* [DIRECTION]: Quote all of the data that follows exactly as written, skipping the images.

----- PROVIDED DATA -----

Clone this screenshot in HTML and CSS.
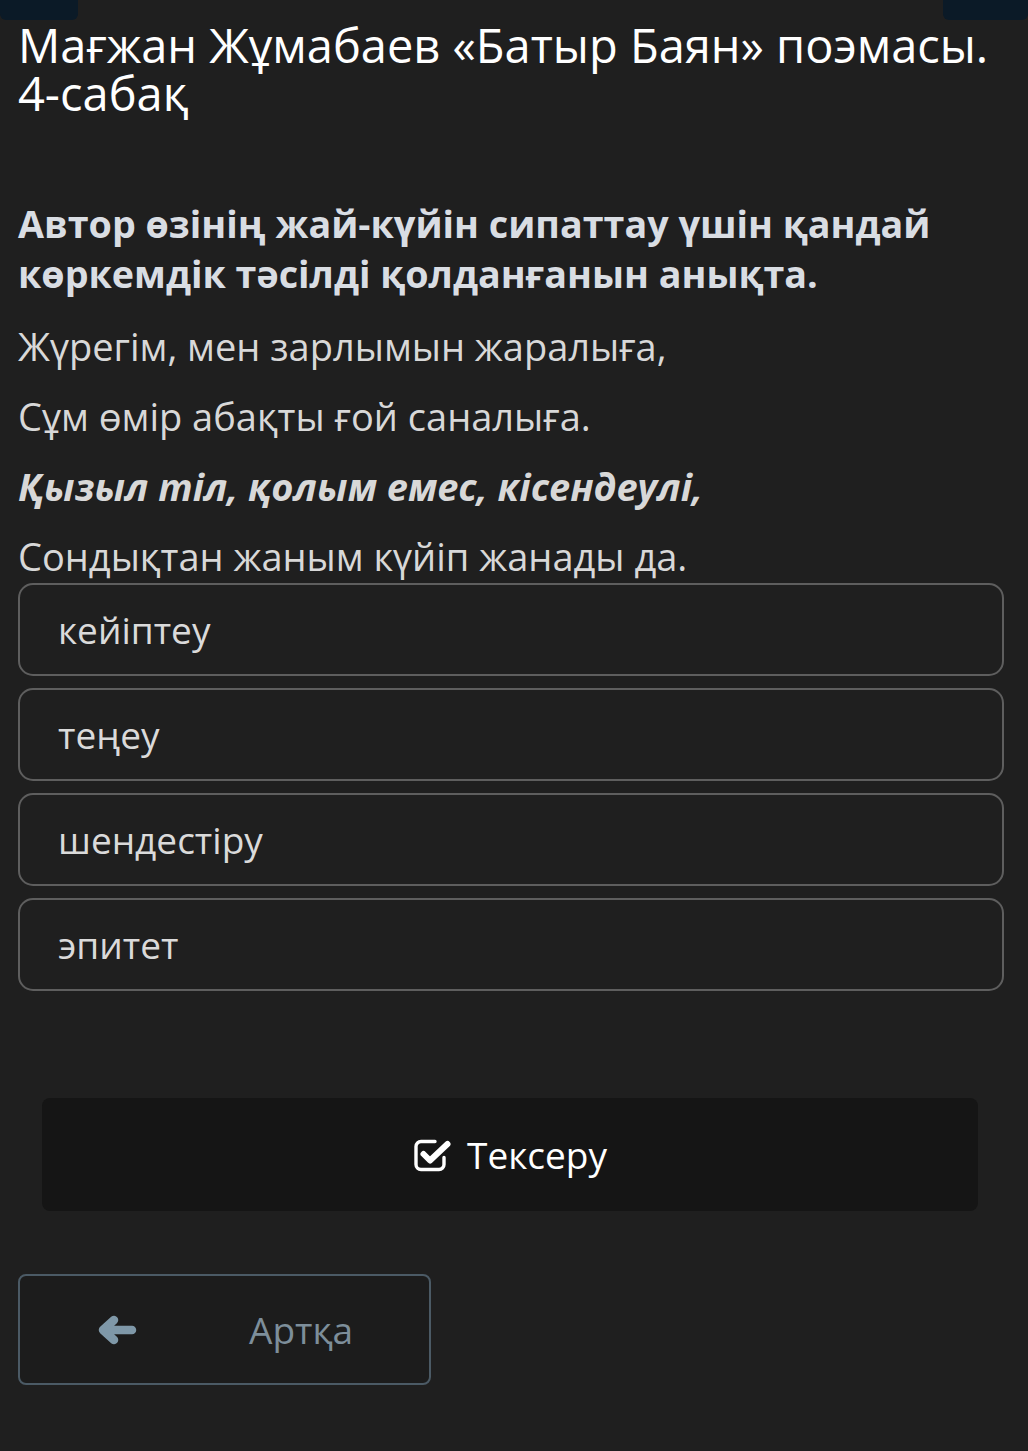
FILE: index.html
```html
<!DOCTYPE html>
<html lang="kk">
<head>
<meta charset="utf-8">
<link rel="stylesheet" href="styles.css">
</head>
<body>
<div class="topbar"><span class="tab tab-left"></span><span class="tab tab-right"></span></div>
<main class="page">
  <h1 class="title">Мағжан Жұмабаев «Батыр Баян» поэмасы. 4-сабақ</h1>
  <h2 class="question">Автор өзінің жай-күйін сипаттау үшін қандай көркемдік тәсілді қолданғанын анықта.</h2>
  <p class="line">Жүрегім, мен зарлымын жаралыға,</p>
  <p class="line">Сұм өмір абақты ғой саналыға.</p>
  <p class="line strong">Қызыл тіл, қолым емес, кісендеулі,</p>
  <p class="line">Сондықтан жаным күйіп жанады да.</p>
  <div class="options">
    <div class="option">кейіптеу</div>
    <div class="option">теңеу</div>
    <div class="option">шендестіру</div>
    <div class="option">эпитет</div>
  </div>
  <div class="check-wrap">
    <button class="check">
      <svg class="check-icon" viewBox="0 0 40 34" width="40" height="34"><path d="M22 3.5H8a5 5 0 0 0-5 5v18a5 5 0 0 0 5 5h18a5 5 0 0 0 5-5v-7" fill="none" stroke="#fff" stroke-width="3.4" stroke-linecap="round"/><path d="M10.5 16l6.5 6.5L34.5 6" fill="none" stroke="#fff" stroke-width="6" stroke-linecap="round" stroke-linejoin="round"/></svg>
      <span>Тексеру</span>
    </button>
  </div>
  <button class="back">
    <svg class="back-icon" viewBox="0 0 40 30" width="40" height="30"><path d="M35 15H8M17 5L6 15l11 10" fill="none" stroke="#7f98a8" stroke-width="8.5" stroke-linecap="round" stroke-linejoin="round"/></svg>
    <span class="back-text">Артқа</span>
  </button>
</main>
</body>
</html>
```
FILE: styles.css
```css
html, body {
  margin: 0;
  padding: 0;
  background: #1f1f1f;
}
body {
  font-family: "Open Sans", "Noto Sans", sans-serif;
  color: #dcdcdc;
  width: 1028px;
  min-height: 1451px;
}
.topbar {
  display: flex;
  justify-content: space-between;
  height: 20px;
}
.tab {
  display: block;
  background: #0b1a27;
  height: 20px;
  border-radius: 0 0 6px 6px;
}
.tab-left { width: 78px; }
.tab-right { width: 85px; }
.page {
  padding: 0 24px 0 18px;
}
.title {
  margin: 0;
  font-size: 47px;
  line-height: 48px;
  font-weight: 400;
  color: #ffffff;
  padding-top: 1px;
}
.question {
  margin: 82px 0 0;
  font-size: 37.7px;
  line-height: 50px;
  font-weight: 700;
  color: #d9dde3;
}
.line {
  margin: 18px 0 0;
  font-size: 38px;
  line-height: 52px;
  color: #d8d8d8;
}
.question + .line {
  margin-top: 21px;
}
.line.strong {
  font-weight: 700;
  font-style: italic;
}
.options {
  display: flex;
  flex-direction: column;
  gap: 12px;
  margin-top: 1px;
}
.option {
  height: 93px;
  box-sizing: border-box;
  border: 2px solid #5e5e5e;
  border-radius: 15px;
  padding: 0 38px;
  display: flex;
  align-items: center;
  font-size: 37px;
  color: #dadada;
  width: 986px;
}
.check-wrap {
  padding: 107px 26px 0 24px;
}
.check {
  width: 936px;
  height: 113px;
  border: none;
  border-radius: 8px;
  background: #151515;
  display: flex;
  align-items: center;
  justify-content: center;
  gap: 14px;
  font-family: inherit;
  font-size: 37px;
  color: #ffffff;
  cursor: pointer;
}
.back {
  margin-top: 63px;
  width: 413px;
  height: 111px;
  box-sizing: border-box;
  border: 2px solid #4b5a65;
  border-radius: 8px;
  background: #1c1c1c;
  display: flex;
  align-items: center;
  padding: 0 0 0 77px;
  font-family: inherit;
  font-size: 37px;
  color: #7d8e9a;
}
.back-icon {
  margin-right: 112px;
}
```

-----

* [RESULT OF THE TASK]:
Clone this screenshot in HTML and CSS.
FILE: index.html
```html
<!DOCTYPE html>
<html lang="kk">
<head>
<meta charset="utf-8">
<link rel="stylesheet" href="styles.css">
</head>
<body>
<div class="topbar"><span class="tab tab-left"></span><span class="tab tab-right"></span></div>
<main class="page">
  <h1 class="title">Мағжан Жұмабаев «Батыр Баян» поэмасы. 4-сабақ</h1>
  <h2 class="question">Автор өзінің жай-күйін сипаттау үшін қандай көркемдік тәсілді қолданғанын анықта.</h2>
  <p class="line">Жүрегім, мен зарлымын жаралыға,</p>
  <p class="line">Сұм өмір абақты ғой саналыға.</p>
  <p class="line strong">Қызыл тіл, қолым емес, кісендеулі,</p>
  <p class="line">Сондықтан жаным күйіп жанады да.</p>
  <div class="options">
    <div class="option">кейіптеу</div>
    <div class="option">теңеу</div>
    <div class="option">шендестіру</div>
    <div class="option">эпитет</div>
  </div>
  <div class="check-wrap">
    <button class="check">
      <svg class="check-icon" viewBox="0 0 40 34" width="40" height="34"><path d="M22 3.5H8a5 5 0 0 0-5 5v18a5 5 0 0 0 5 5h18a5 5 0 0 0 5-5v-7" fill="none" stroke="#fff" stroke-width="3.4" stroke-linecap="round"/><path d="M10.5 16l6.5 6.5L34.5 6" fill="none" stroke="#fff" stroke-width="6" stroke-linecap="round" stroke-linejoin="round"/></svg>
      <span>Тексеру</span>
    </button>
  </div>
  <button class="back">
    <svg class="back-icon" viewBox="0 0 40 30" width="40" height="30"><path d="M35 15H8M17 5L6 15l11 10" fill="none" stroke="#7f98a8" stroke-width="8.5" stroke-linecap="round" stroke-linejoin="round"/></svg>
    <span class="back-text">Артқа</span>
  </button>
</main>
</body>
</html>
```
FILE: styles.css
```css
html, body {
  margin: 0;
  padding: 0;
  background: #1f1f1f;
}
body {
  font-family: "Open Sans", "Noto Sans", sans-serif;
  color: #dcdcdc;
  width: 1028px;
  min-height: 1451px;
}
.topbar {
  display: flex;
  justify-content: space-between;
  height: 20px;
}
.tab {
  display: block;
  background: #0b1a27;
  height: 20px;
  border-radius: 0 0 6px 6px;
}
.tab-left { width: 78px; }
.tab-right { width: 85px; }
.page {
  padding: 0 24px 0 18px;
}
.title {
  margin: 0;
  font-size: 47px;
  line-height: 48px;
  font-weight: 400;
  color: #ffffff;
  padding-top: 1px;
}
.question {
  margin: 82px 0 0;
  font-size: 37.7px;
  line-height: 50px;
  font-weight: 700;
  color: #d9dde3;
}
.line {
  margin: 18px 0 0;
  font-size: 38px;
  line-height: 52px;
  color: #d8d8d8;
}
.question + .line {
  margin-top: 21px;
}
.line.strong {
  font-weight: 700;
  font-style: italic;
}
.options {
  display: flex;
  flex-direction: column;
  gap: 12px;
  margin-top: 1px;
}
.option {
  height: 93px;
  box-sizing: border-box;
  border: 2px solid #5e5e5e;
  border-radius: 15px;
  padding: 0 38px;
  display: flex;
  align-items: center;
  font-size: 37px;
  color: #dadada;
  width: 986px;
}
.check-wrap {
  padding: 107px 26px 0 24px;
}
.check {
  width: 936px;
  height: 113px;
  border: none;
  border-radius: 8px;
  background: #151515;
  display: flex;
  align-items: center;
  justify-content: center;
  gap: 14px;
  font-family: inherit;
  font-size: 37px;
  color: #ffffff;
  cursor: pointer;
}
.back {
  margin-top: 63px;
  width: 413px;
  height: 111px;
  box-sizing: border-box;
  border: 2px solid #4b5a65;
  border-radius: 8px;
  background: #1c1c1c;
  display: flex;
  align-items: center;
  padding: 0 0 0 77px;
  font-family: inherit;
  font-size: 37px;
  color: #7d8e9a;
}
.back-icon {
  margin-right: 112px;
}
```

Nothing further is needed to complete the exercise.